Work instructions
Return the material exactly, first line through the line containing "FaTasks, FaCog, FaQuestionCircle", and nothing more. Pictures stay out.

Given material
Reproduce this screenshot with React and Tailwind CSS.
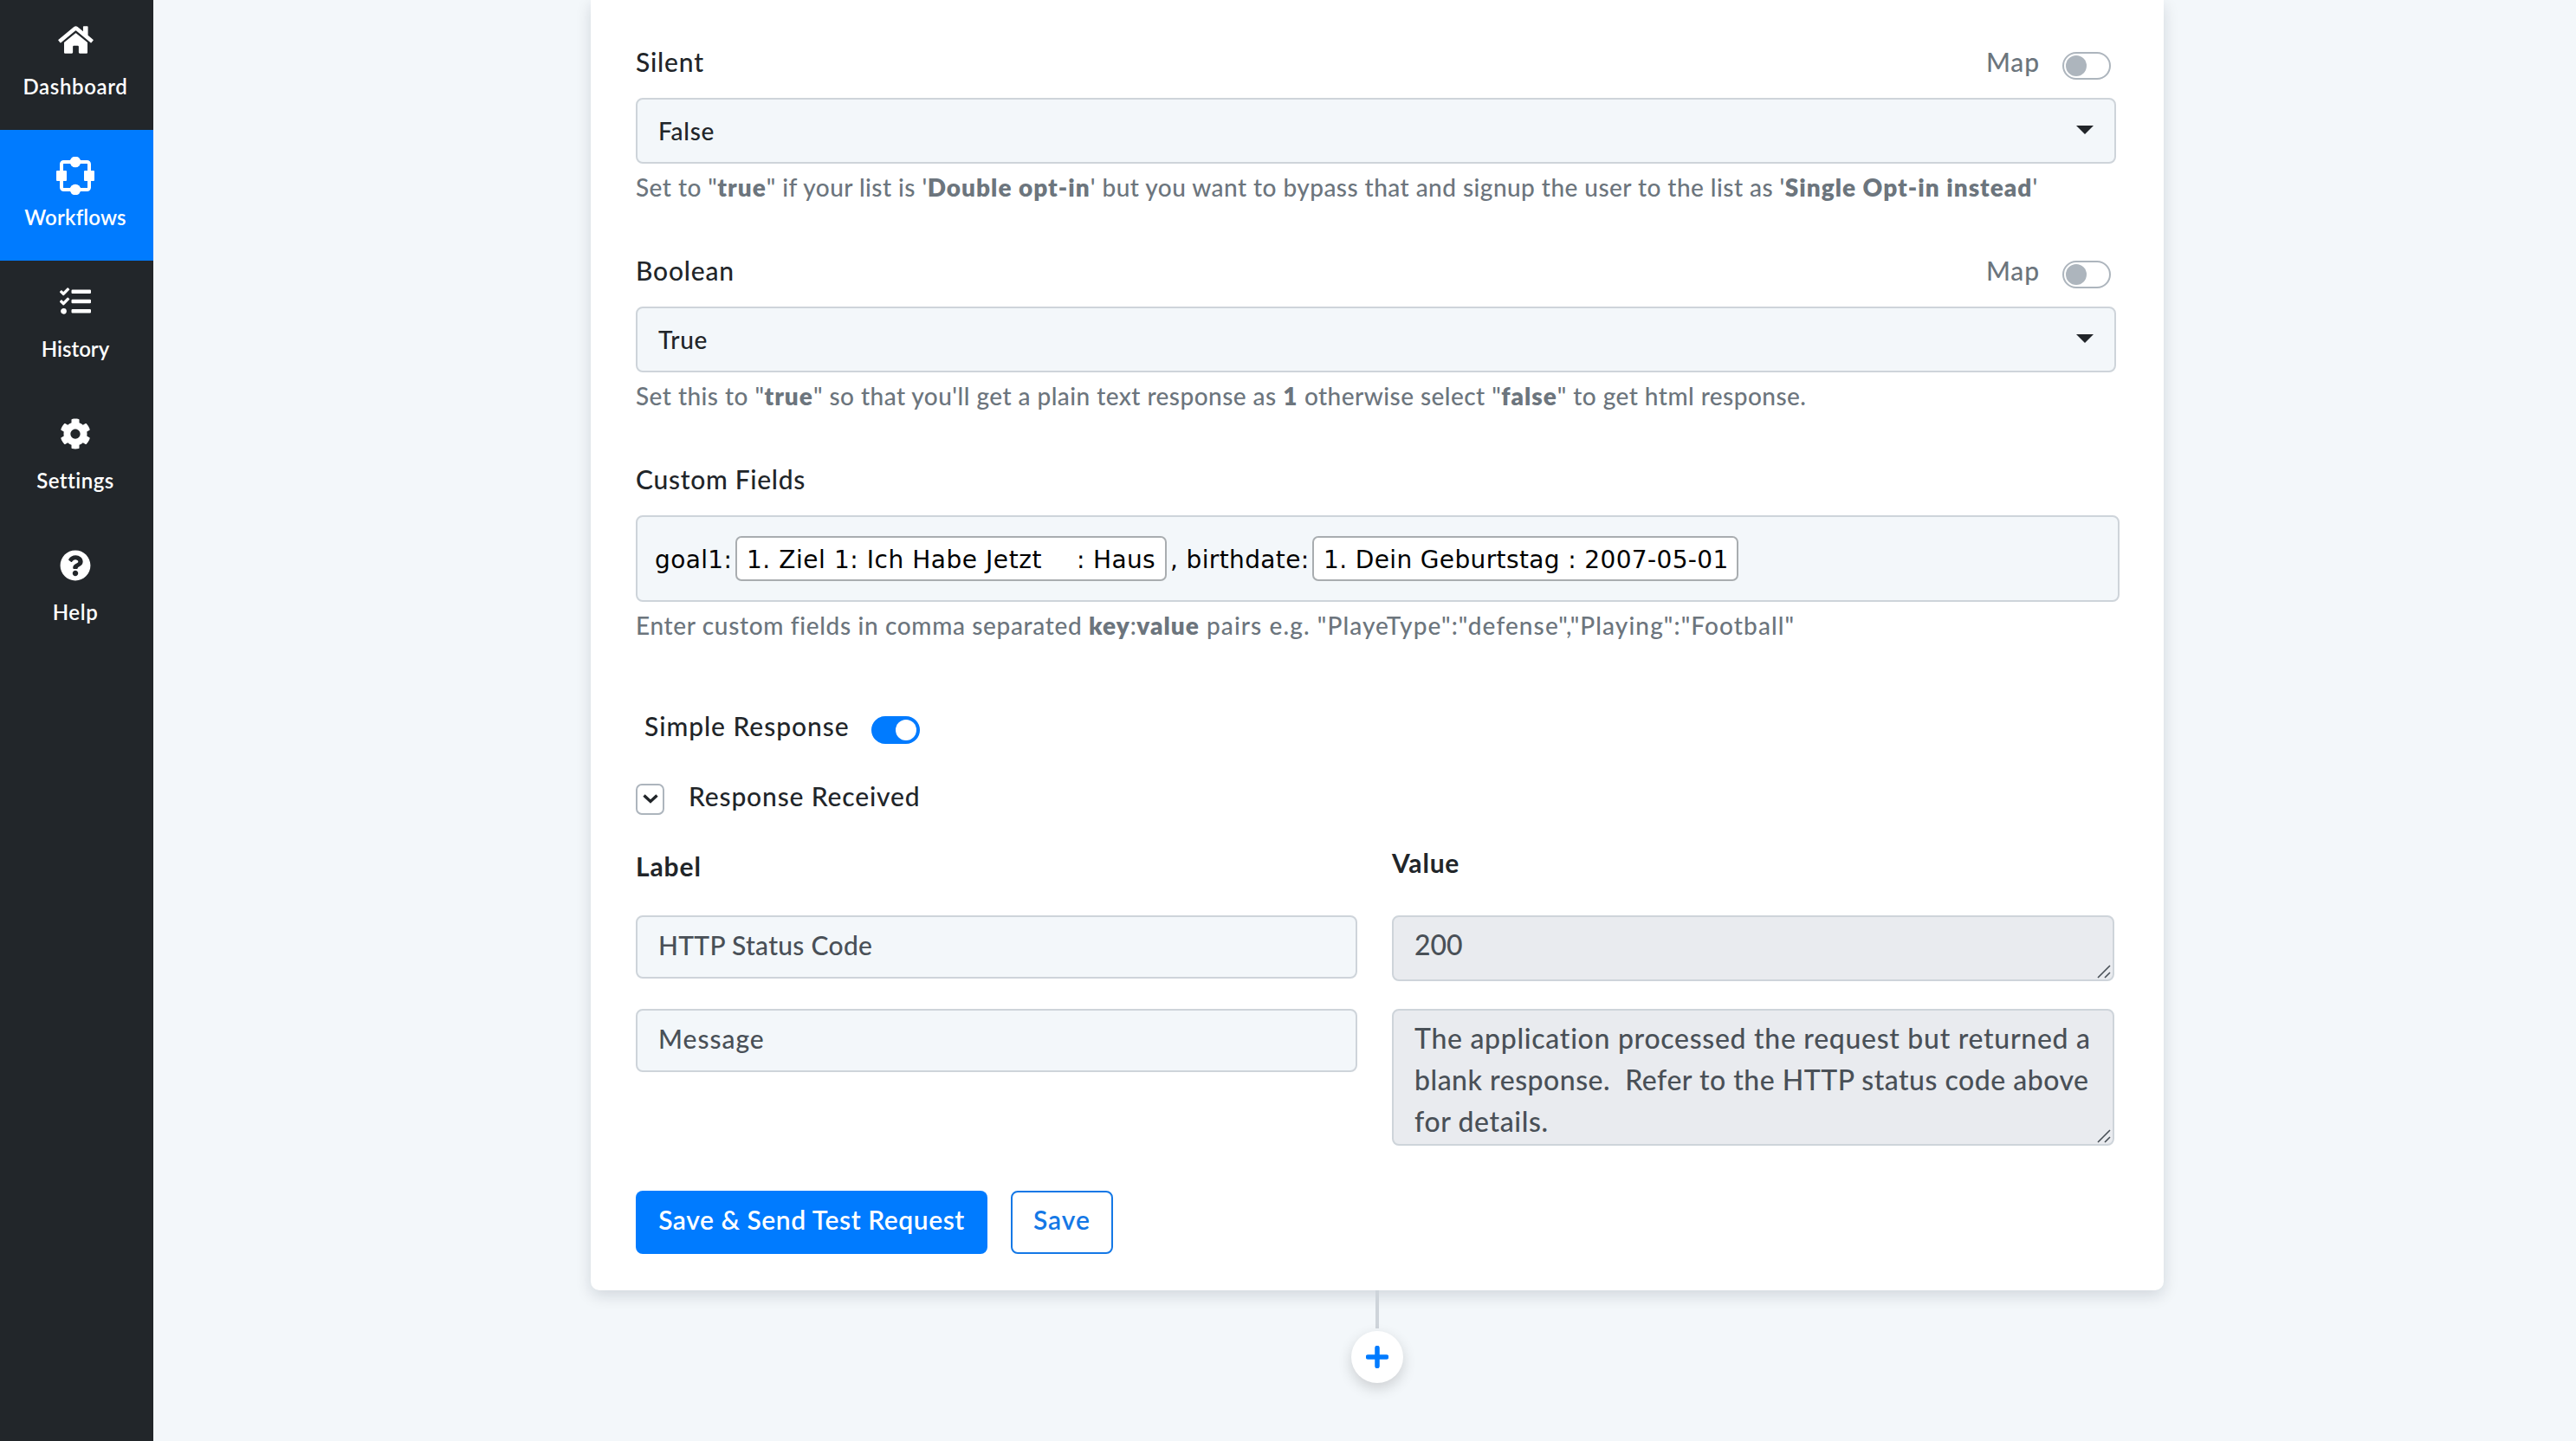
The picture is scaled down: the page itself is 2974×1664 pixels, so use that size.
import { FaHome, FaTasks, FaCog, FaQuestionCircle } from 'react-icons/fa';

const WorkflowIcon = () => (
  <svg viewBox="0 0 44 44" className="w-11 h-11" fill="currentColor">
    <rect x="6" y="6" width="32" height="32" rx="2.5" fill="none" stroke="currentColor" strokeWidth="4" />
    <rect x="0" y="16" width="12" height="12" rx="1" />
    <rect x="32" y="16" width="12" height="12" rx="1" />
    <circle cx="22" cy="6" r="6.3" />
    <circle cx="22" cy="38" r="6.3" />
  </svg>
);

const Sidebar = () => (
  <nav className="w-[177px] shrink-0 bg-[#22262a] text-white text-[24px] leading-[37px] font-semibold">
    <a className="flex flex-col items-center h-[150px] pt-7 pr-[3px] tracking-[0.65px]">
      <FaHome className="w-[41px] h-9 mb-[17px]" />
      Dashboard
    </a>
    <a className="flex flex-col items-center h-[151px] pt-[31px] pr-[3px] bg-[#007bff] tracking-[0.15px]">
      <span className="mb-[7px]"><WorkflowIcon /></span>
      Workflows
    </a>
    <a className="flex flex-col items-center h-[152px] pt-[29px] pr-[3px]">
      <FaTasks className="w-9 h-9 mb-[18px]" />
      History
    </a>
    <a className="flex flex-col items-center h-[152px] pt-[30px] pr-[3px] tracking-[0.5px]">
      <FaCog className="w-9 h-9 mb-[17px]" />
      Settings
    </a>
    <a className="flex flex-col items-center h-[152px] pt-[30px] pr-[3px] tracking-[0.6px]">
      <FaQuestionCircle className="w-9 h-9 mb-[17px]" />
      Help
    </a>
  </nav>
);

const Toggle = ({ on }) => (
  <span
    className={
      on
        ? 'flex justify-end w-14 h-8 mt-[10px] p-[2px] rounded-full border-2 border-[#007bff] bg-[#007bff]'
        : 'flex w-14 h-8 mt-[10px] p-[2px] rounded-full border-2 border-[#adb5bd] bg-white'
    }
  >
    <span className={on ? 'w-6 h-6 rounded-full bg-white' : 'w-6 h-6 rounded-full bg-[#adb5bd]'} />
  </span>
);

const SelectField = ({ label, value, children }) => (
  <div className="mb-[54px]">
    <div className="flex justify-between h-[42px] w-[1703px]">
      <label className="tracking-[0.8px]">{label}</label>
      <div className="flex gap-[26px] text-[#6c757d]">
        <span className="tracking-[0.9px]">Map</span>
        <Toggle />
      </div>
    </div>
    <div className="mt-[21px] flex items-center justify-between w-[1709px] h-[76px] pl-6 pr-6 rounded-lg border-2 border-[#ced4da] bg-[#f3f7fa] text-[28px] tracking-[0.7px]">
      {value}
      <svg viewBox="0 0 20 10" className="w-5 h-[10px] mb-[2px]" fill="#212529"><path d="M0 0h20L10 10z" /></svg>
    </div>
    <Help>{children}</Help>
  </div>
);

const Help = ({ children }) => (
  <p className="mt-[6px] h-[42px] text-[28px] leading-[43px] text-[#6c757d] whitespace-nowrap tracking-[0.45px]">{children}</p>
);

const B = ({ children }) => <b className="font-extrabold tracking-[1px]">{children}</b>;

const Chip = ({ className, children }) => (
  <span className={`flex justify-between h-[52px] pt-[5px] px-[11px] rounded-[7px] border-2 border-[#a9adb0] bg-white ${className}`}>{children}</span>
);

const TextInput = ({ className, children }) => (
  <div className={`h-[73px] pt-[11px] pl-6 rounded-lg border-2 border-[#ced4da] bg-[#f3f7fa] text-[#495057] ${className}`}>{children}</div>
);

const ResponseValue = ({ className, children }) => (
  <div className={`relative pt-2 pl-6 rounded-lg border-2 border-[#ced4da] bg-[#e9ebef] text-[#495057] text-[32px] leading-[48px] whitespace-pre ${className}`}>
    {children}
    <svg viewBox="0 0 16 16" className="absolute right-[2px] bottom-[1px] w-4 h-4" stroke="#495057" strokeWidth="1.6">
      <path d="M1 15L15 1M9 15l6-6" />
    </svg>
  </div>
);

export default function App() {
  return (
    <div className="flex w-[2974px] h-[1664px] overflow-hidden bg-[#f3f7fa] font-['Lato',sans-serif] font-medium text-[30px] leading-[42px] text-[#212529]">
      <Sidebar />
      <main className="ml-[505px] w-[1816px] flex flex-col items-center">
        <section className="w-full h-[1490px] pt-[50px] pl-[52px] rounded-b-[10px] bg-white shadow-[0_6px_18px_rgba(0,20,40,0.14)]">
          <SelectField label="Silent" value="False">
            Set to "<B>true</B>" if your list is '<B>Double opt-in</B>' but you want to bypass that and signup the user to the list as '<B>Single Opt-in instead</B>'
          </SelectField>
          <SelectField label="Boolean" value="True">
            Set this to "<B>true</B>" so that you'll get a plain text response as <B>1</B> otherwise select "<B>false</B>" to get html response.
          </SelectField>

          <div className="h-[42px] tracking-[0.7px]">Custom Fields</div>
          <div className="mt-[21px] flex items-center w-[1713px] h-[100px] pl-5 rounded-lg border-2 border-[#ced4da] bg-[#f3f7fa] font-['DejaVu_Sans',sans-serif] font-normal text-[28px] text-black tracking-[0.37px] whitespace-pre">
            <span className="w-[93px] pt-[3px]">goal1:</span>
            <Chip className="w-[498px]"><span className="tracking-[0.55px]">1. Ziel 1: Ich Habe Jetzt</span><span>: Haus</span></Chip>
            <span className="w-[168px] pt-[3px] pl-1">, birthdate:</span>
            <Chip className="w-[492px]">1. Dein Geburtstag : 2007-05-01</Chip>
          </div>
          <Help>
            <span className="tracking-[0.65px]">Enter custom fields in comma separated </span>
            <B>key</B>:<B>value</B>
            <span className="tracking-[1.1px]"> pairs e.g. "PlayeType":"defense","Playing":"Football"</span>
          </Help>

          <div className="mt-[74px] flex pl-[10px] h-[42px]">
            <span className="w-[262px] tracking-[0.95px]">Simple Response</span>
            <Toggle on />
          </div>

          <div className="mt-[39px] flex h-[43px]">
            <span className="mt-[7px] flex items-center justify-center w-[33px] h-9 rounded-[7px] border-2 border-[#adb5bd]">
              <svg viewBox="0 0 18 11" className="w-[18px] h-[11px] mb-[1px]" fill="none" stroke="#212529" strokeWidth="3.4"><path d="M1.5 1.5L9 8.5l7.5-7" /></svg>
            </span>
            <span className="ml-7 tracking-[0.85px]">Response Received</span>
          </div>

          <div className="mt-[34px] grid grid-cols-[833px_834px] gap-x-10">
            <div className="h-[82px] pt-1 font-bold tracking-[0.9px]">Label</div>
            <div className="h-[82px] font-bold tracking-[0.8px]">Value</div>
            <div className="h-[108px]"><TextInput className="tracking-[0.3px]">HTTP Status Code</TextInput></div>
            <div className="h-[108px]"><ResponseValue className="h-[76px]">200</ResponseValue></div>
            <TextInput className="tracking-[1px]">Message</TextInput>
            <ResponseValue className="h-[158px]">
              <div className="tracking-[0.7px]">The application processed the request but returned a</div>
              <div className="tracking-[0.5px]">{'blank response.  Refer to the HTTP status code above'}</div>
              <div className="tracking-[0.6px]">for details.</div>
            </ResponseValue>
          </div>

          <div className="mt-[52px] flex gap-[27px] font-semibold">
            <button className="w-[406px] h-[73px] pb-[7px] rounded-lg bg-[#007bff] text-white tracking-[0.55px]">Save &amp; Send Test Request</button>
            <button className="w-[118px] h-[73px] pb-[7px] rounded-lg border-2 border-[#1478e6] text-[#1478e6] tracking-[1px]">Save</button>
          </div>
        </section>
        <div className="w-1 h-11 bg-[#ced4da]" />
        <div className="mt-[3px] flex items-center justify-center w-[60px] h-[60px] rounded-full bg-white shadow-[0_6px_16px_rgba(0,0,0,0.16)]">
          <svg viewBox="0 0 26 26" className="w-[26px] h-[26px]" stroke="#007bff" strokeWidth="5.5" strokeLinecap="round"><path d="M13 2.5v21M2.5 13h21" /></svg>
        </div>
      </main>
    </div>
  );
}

Result of this exercise
Reproduce this screenshot with React and Tailwind CSS.
The picture is scaled down: the page itself is 2974×1664 pixels, so use that size.
import { FaHome, FaTasks, FaCog, FaQuestionCircle } from 'react-icons/fa';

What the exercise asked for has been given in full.